To my own surprise, about 30 years later, I remember the exact words that I began with each night:

“Dear Grandpa Cork, thank you for Mom, Dad, Chris, Licorice (my cat), and all my friends. Please keep us happy, healthy, safe, and sound.”

I would go on to list things I was particularly grateful for that day and then detail any special requests. These I don’t remember. They have faded into the ether of longing that is my birthright, that is everyone’s birthright. We want to keep our kin safe. We love so hard that most of us must believe that someone more powerful than ourselves is protecting our beloved. I’m not sure we’re wrong. I’m not sure we’re right. I just know that the human condition is, in large part, about loving and fearing loss, no matter how inevitable the loss and how ineffectual the fear. It makes us mutter in the darkness, hoping our desperate words travel far to omnipotent ears.

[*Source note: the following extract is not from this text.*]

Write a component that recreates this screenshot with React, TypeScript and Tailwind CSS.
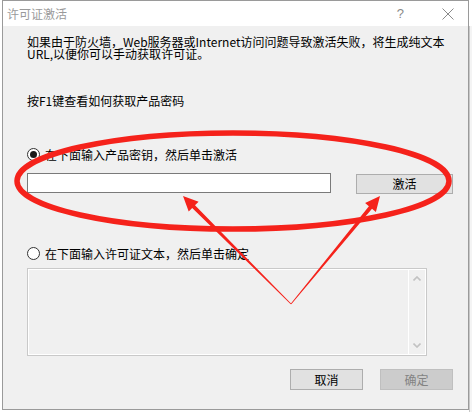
import React from 'react';

const font = { fontFamily: '"Noto Sans CJK SC", "Liberation Sans", sans-serif' };

// tapered arrow: thin tail, thick near head, filled triangular head
function arrowPoints(tx: number, ty: number, hx: number, hy: number) {
  const dx = hx - tx;
  const dy = hy - ty;
  const len = Math.hypot(dx, dy);
  const ux = dx / len;
  const uy = dy / len;
  const nx = -uy;
  const ny = ux;
  const bx = hx - ux * 15;
  const by = hy - uy * 15;
  const p = (x: number, y: number) => `${x.toFixed(1)},${y.toFixed(1)}`;
  return [
    p(tx + nx * 0.4, ty + ny * 0.4),
    p(bx + nx * 2, by + ny * 2),
    p(bx + nx * 7, by + ny * 7),
    p(hx, hy),
    p(bx - nx * 7, by - ny * 7),
    p(bx - nx * 2, by - ny * 2),
    p(tx - nx * 0.4, ty - ny * 0.4),
  ].join(' ');
}

const Radio: React.FC<{ checked?: boolean }> = ({ checked }) => (
  <span className="w-[13px] h-[13px] rounded-full border border-[#333333] bg-white flex items-center justify-center shrink-0">
    {checked && <span className="w-[7px] h-[7px] rounded-full bg-[#1a1a1a]" />}
  </span>
);

const App: React.FC = () => {
  return (
    <div className="w-[472px] h-[412px] bg-white relative overflow-hidden text-[12px] text-black" style={font}>
      {/* Dialog */}
      <div className="ml-[2px] w-[467px] h-[410px] border border-[#9a9a9a] bg-[#f0f0f0] flex flex-col">
        {/* Title bar */}
        <div className="h-[25px] bg-white flex items-center pl-[4px] pr-[14px] shrink-0">
          <span className="text-[#9a9a9a] text-[12px] leading-none">许可证激活</span>
          <span className="ml-auto text-[#8a8a8a] text-[13px] leading-none mr-[38px]" style={{ fontFamily: '"Liberation Sans", sans-serif' }}>?</span>
          <svg width="12" height="12" viewBox="0 0 12 12" className="shrink-0">
            <path d="M0.5 0.5 L11.5 11.5 M11.5 0.5 L0.5 11.5" stroke="#8a8a8a" strokeWidth="1" fill="none" />
          </svg>
        </div>

        {/* Body */}
        <div className="pl-[24px] pr-[15px] flex flex-col">
          <div className="mt-[10px] flex flex-col whitespace-nowrap">
            <div className="h-[12px] leading-[12px]">如果由于防火墙，Web服务器或Internet访问问题导致激活失败，将生成纯文本</div>
            <div className="h-[12px] leading-[12px]">URL,以便你可以手动获取许可证。</div>
          </div>

          <p className="mt-[35px] leading-[12px]">按F1键查看如何获取产品密码</p>

          <div className="mt-[41px] h-[13px] flex items-center gap-[5px]">
            <Radio checked />
            <span className="leading-[12px]">在下面输入产品密钥，然后单击激活</span>
          </div>

          <div className="mt-[12px] h-[21px] flex items-start">
            <div className="w-[304px] h-[20px] border border-[#7a7a7a] bg-white" />
            <button className="ml-auto mt-[1px] w-[97px] h-[20px] border border-[#adadad] bg-[#e1e1e1] flex items-center justify-center leading-none">
              激活
            </button>
          </div>

          <div className="mt-[53px] h-[13px] flex items-center gap-[5px]">
            <Radio />
            <span className="leading-[12px]">在下面输入许可证文本，然后单击确定</span>
          </div>

          <div className="mt-[8px] w-[400px] h-[88px] border border-[#c9c9c9] flex">
            <div className="flex-1 border border-white border-r-0" />
            <div className="w-[18px] border-l border-white border-r border-t border-b flex flex-col items-center justify-between py-[6px]">
              <svg width="8" height="5" viewBox="0 0 8 5">
                <path d="M0.5 4.5 L4 1 L7.5 4.5" stroke="#c2c2c2" strokeWidth="1.6" fill="none" />
              </svg>
              <svg width="8" height="5" viewBox="0 0 8 5">
                <path d="M0.5 0.5 L4 4 L7.5 0.5" stroke="#c2c2c2" strokeWidth="1.6" fill="none" />
              </svg>
            </div>
          </div>

          <div className="mt-[13px] flex justify-end gap-[17px]">
            <button className="w-[73px] h-[21px] border border-[#adadad] bg-[#e1e1e1] flex items-center justify-center leading-none">
              取消
            </button>
            <button className="w-[73px] h-[21px] border border-[#bfbfbf] bg-[#cccccc] text-[#838383] flex items-center justify-center leading-none">
              确定
            </button>
          </div>
        </div>
      </div>

      {/* Right edge of desktop behind */}
      <div className="absolute right-0 top-[26px] w-[3px] h-[386px] bg-[#f4f4f4] border-l border-[#c8c8c8]" />

      {/* Red annotation overlay */}
      <svg className="absolute left-0 top-0 pointer-events-none" width="472" height="412" viewBox="0 0 472 412">
        <ellipse cx="233" cy="181" rx="216" ry="48" stroke="#f5221b" strokeWidth="5.5" fill="none" />
        <polygon points={arrowPoints(291, 304, 183, 196)} fill="#f5221b" />
        <polygon points={arrowPoints(291, 304, 380, 196)} fill="#f5221b" />
      </svg>
    </div>
  );
};

export default App;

My grandfather wasn’t omnipotent. After all, he died way too soon. But he was strong. And he was Irish. I was reminded of my early faith in him when I read that Halloween’s origins actually date back to the ancient Celtic festival of Samhain. The Celts, who lived 2,000 years ago in the area that is now Ireland, believed that on the night of October 31, the boundary between the worlds of the living and the dead became blurred. So tomorrow, after I’ve taken my two-year-old, stuffed into a chicken costume, to knock on doors and gather candy I will no doubt eat myself, I’m going to open a cold beer and have a little talk with Grandpa Cork.

It’s been a while since I addressed him directly, but I have a hunch he’s been listening anyway. My daughter was born on his birthday. She’s got his mischievous smirk. There’s still — after all this time — so much to love and so much to lose.